As far as one Saxophone being the greatest Saxophone ever made, the debate amongst players continues.  However, over the years, one particular kind of sax has consistently taken the lead as far as a favorite among both Tenor Sax and Alto Sax players.

The Selmer Saxophone, particularly the Mark Six (or Mark VI) has dominated the field of players since the 1940s and is still one of the most desired of all vintage saxophones.  The Selmer company stopped making the legendary Mark Vl saxophones in 1975, ending an era of saxophone making.

Selmer Saxophone Factory

The Selmer company began the production of the Balanced Action model in early 1936 and began with serial number 22,000.  This marked a new age of modern saxophones as Selmer had streamlined much of the keywork, making it one of the most, if not, the most responsive and easy to play of all the saxophones made.

After that came the “Super Balanced Action” Selmer which started production in 1948 with the serial numbers in the 35,000 range and up until around 46,000 which ushered in the super legendary Mark Vl saxophone.  The Mark Vl began production around January of 1955 with serial number 57,000.  Selmer continued to make Mark VI saxophones all the way up to serial numbers in the 243,000 range and stopped around January of 1976, when they introduced the Mark VII.

All the while, in between transitions from Super Balanced Action to Mark VI and so forth, the Selmer company would make slight changes, like modifications to the thumb hook size and placement to the move from a metal thumb rest to a black plastic one.

While some players like the deep, dark and rich tone of the Balanced Action models, other players preferred the fast action and responsiveness and bold sound of the Mark VI.

Selmer Mark VI Tenor Sax

Some of the multitude of players who always stayed with Selmer saxophones include such master sax players as Dexter Gordon, Stan Getz, John Coltrane, Coleman Hawkins, Sonny Stitt, George Coleman, Phil Woods, Lou Donaldson, Wayne Shorter, Joe Henderson, Clifford Jordan, Frank Foster, Hank Mobley, Michael Brecker and many others.
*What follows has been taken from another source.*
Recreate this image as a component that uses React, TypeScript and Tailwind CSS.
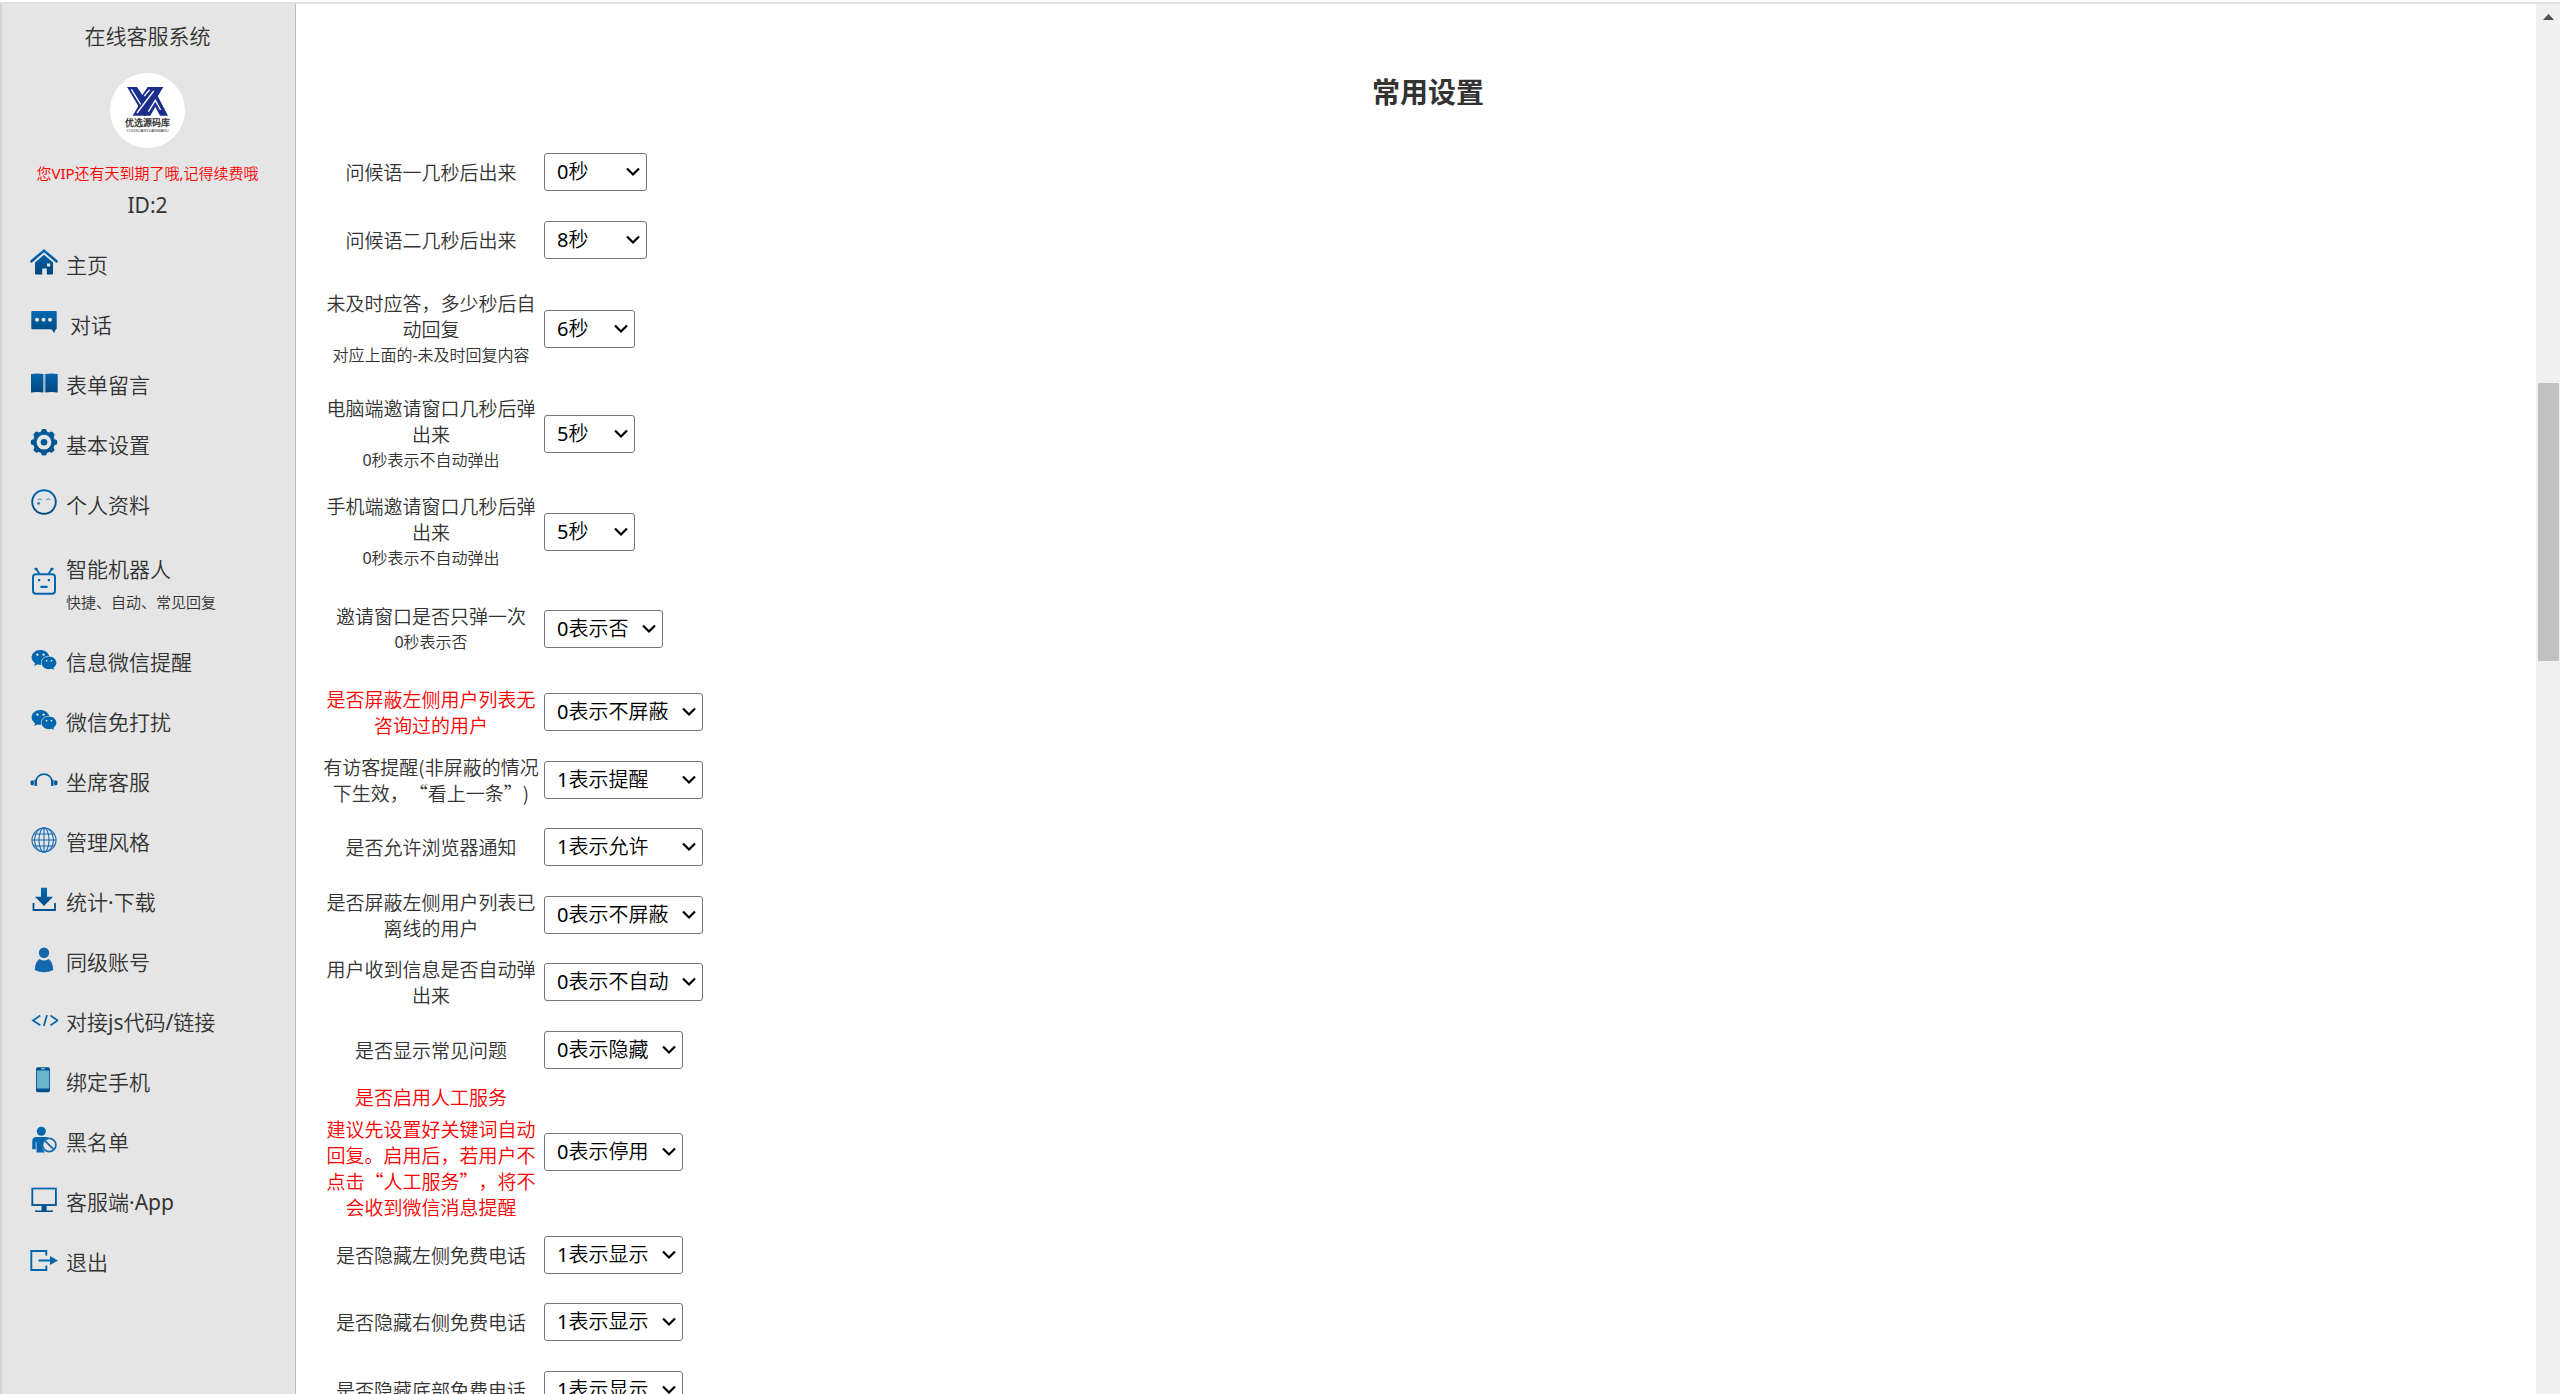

Even players like Johnny Griffin and Cannonball Adderley, and Yusef Lateef, who had played on King Super 20 horns for much of the time, eventually ended up playing Selmers.  For whatever reason, they switched to playing Mark Vl Saxophones later in their careers.

There is also quite a number of different views on which are the best Selmers made.  Even within the category of Mark Vl Tenor Saxophones, some players prefer playing on 60,000 – 70,000 series horns and other guys really dig the sound and feel of the later instruments of the late 1950s and early 1960s such as the 80,000 – 95,000 serial number horns.

Although there are generalizations about period horns from certain times and serial number ranges, each and every saxophone instrument is very unique and different.  Like snowflakes or pieces of art work, no two are exactly alike and some horns from the same period made within days or weeks apart are very different.  When choosing a vintage or a new horn, for that matter, it is always good to try to play as many different horns as possible before you make a final choice on which one is right for you.

Often players swapped horns or occasionally went to shops that had used Selmers on consignment and tried a bunch of Altos or Tenors out just to see the difference.   After a while, we tend to adapt to a certain horn and although it may have been right for us at a certain time, we can change and our playing can change over the years.  So, it may be a good idea to just sample what is out there.  George Coleman told me many years ago, that you owe it to yourself to find the best of what is out there to play on.